GIVEN DATA -

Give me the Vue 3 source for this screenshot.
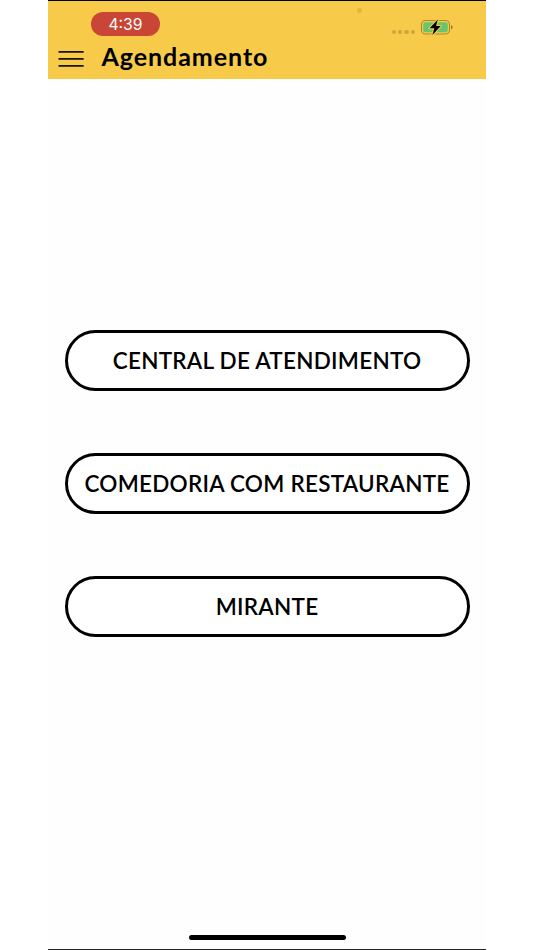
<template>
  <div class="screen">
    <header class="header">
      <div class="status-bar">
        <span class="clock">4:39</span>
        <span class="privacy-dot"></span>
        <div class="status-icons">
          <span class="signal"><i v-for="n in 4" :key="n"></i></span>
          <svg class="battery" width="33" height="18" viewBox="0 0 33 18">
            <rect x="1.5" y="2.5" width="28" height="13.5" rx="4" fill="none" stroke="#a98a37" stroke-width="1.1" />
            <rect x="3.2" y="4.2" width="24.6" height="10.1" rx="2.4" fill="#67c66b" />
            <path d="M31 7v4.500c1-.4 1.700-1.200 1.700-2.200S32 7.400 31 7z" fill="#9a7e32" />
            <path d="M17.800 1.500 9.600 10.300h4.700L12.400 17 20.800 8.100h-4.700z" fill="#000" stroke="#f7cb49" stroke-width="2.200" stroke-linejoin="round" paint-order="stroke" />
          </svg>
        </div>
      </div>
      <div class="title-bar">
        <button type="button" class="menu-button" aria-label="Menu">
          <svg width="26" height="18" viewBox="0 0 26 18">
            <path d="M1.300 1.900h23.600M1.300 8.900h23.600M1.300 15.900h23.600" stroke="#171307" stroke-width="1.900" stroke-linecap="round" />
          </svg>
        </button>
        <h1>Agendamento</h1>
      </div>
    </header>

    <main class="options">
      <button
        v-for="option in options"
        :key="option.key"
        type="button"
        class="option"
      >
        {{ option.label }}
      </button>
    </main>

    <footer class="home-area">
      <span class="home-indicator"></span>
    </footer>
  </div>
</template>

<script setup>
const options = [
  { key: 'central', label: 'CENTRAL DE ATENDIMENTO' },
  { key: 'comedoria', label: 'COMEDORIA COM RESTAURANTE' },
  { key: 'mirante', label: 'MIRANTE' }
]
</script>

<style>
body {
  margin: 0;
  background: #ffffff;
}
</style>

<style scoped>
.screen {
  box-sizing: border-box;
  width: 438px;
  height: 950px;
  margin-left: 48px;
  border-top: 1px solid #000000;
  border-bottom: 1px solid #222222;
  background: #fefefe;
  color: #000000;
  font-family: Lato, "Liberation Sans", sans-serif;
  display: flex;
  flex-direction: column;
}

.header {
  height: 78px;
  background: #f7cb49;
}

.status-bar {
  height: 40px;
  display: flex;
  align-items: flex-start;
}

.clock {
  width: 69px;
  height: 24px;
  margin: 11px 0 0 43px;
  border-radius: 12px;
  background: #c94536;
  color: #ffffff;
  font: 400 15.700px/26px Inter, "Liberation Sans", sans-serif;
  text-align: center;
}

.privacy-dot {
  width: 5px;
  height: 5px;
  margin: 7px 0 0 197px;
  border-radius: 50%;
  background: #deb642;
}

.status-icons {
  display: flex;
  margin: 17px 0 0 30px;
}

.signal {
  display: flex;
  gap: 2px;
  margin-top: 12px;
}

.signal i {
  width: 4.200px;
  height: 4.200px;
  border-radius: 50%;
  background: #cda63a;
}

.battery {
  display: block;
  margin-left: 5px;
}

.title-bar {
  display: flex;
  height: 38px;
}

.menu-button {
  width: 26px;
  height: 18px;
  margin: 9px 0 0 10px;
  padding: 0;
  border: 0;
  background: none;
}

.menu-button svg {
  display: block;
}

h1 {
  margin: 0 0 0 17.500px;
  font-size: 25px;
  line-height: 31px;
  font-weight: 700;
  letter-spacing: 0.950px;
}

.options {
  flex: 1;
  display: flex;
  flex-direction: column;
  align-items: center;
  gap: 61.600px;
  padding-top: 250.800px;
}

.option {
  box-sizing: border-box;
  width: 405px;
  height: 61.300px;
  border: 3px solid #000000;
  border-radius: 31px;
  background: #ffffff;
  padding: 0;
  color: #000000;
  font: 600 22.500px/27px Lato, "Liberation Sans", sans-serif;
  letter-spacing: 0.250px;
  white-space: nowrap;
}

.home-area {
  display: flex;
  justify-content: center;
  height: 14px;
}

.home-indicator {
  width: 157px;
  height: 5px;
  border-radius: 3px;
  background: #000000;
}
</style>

SET TASK -
Except for the pictures, reproduce every line exactly.

WORKED SOLUTION -
Give me the Vue 3 source for this screenshot.
<template>
  <div class="screen">
    <header class="header">
      <div class="status-bar">
        <span class="clock">4:39</span>
        <span class="privacy-dot"></span>
        <div class="status-icons">
          <span class="signal"><i v-for="n in 4" :key="n"></i></span>
          <svg class="battery" width="33" height="18" viewBox="0 0 33 18">
            <rect x="1.5" y="2.5" width="28" height="13.5" rx="4" fill="none" stroke="#a98a37" stroke-width="1.1" />
            <rect x="3.2" y="4.2" width="24.6" height="10.1" rx="2.4" fill="#67c66b" />
            <path d="M31 7v4.500c1-.4 1.700-1.200 1.700-2.200S32 7.400 31 7z" fill="#9a7e32" />
            <path d="M17.800 1.500 9.600 10.300h4.700L12.400 17 20.800 8.100h-4.700z" fill="#000" stroke="#f7cb49" stroke-width="2.200" stroke-linejoin="round" paint-order="stroke" />
          </svg>
        </div>
      </div>
      <div class="title-bar">
        <button type="button" class="menu-button" aria-label="Menu">
          <svg width="26" height="18" viewBox="0 0 26 18">
            <path d="M1.300 1.900h23.600M1.300 8.900h23.600M1.300 15.900h23.600" stroke="#171307" stroke-width="1.900" stroke-linecap="round" />
          </svg>
        </button>
        <h1>Agendamento</h1>
      </div>
    </header>

    <main class="options">
      <button
        v-for="option in options"
        :key="option.key"
        type="button"
        class="option"
      >
        {{ option.label }}
      </button>
    </main>

    <footer class="home-area">
      <span class="home-indicator"></span>
    </footer>
  </div>
</template>

<script setup>
const options = [
  { key: 'central', label: 'CENTRAL DE ATENDIMENTO' },
  { key: 'comedoria', label: 'COMEDORIA COM RESTAURANTE' },
  { key: 'mirante', label: 'MIRANTE' }
]
</script>

<style>
body {
  margin: 0;
  background: #ffffff;
}
</style>

<style scoped>
.screen {
  box-sizing: border-box;
  width: 438px;
  height: 950px;
  margin-left: 48px;
  border-top: 1px solid #000000;
  border-bottom: 1px solid #222222;
  background: #fefefe;
  color: #000000;
  font-family: Lato, "Liberation Sans", sans-serif;
  display: flex;
  flex-direction: column;
}

.header {
  height: 78px;
  background: #f7cb49;
}

.status-bar {
  height: 40px;
  display: flex;
  align-items: flex-start;
}

.clock {
  width: 69px;
  height: 24px;
  margin: 11px 0 0 43px;
  border-radius: 12px;
  background: #c94536;
  color: #ffffff;
  font: 400 15.700px/26px Inter, "Liberation Sans", sans-serif;
  text-align: center;
}

.privacy-dot {
  width: 5px;
  height: 5px;
  margin: 7px 0 0 197px;
  border-radius: 50%;
  background: #deb642;
}

.status-icons {
  display: flex;
  margin: 17px 0 0 30px;
}

.signal {
  display: flex;
  gap: 2px;
  margin-top: 12px;
}

.signal i {
  width: 4.200px;
  height: 4.200px;
  border-radius: 50%;
  background: #cda63a;
}

.battery {
  display: block;
  margin-left: 5px;
}

.title-bar {
  display: flex;
  height: 38px;
}

.menu-button {
  width: 26px;
  height: 18px;
  margin: 9px 0 0 10px;
  padding: 0;
  border: 0;
  background: none;
}

.menu-button svg {
  display: block;
}

h1 {
  margin: 0 0 0 17.500px;
  font-size: 25px;
  line-height: 31px;
  font-weight: 700;
  letter-spacing: 0.950px;
}

.options {
  flex: 1;
  display: flex;
  flex-direction: column;
  align-items: center;
  gap: 61.600px;
  padding-top: 250.800px;
}

.option {
  box-sizing: border-box;
  width: 405px;
  height: 61.300px;
  border: 3px solid #000000;
  border-radius: 31px;
  background: #ffffff;
  padding: 0;
  color: #000000;
  font: 600 22.500px/27px Lato, "Liberation Sans", sans-serif;
  letter-spacing: 0.250px;
  white-space: nowrap;
}

.home-area {
  display: flex;
  justify-content: center;
  height: 14px;
}

.home-indicator {
  width: 157px;
  height: 5px;
  border-radius: 3px;
  background: #000000;
}
</style>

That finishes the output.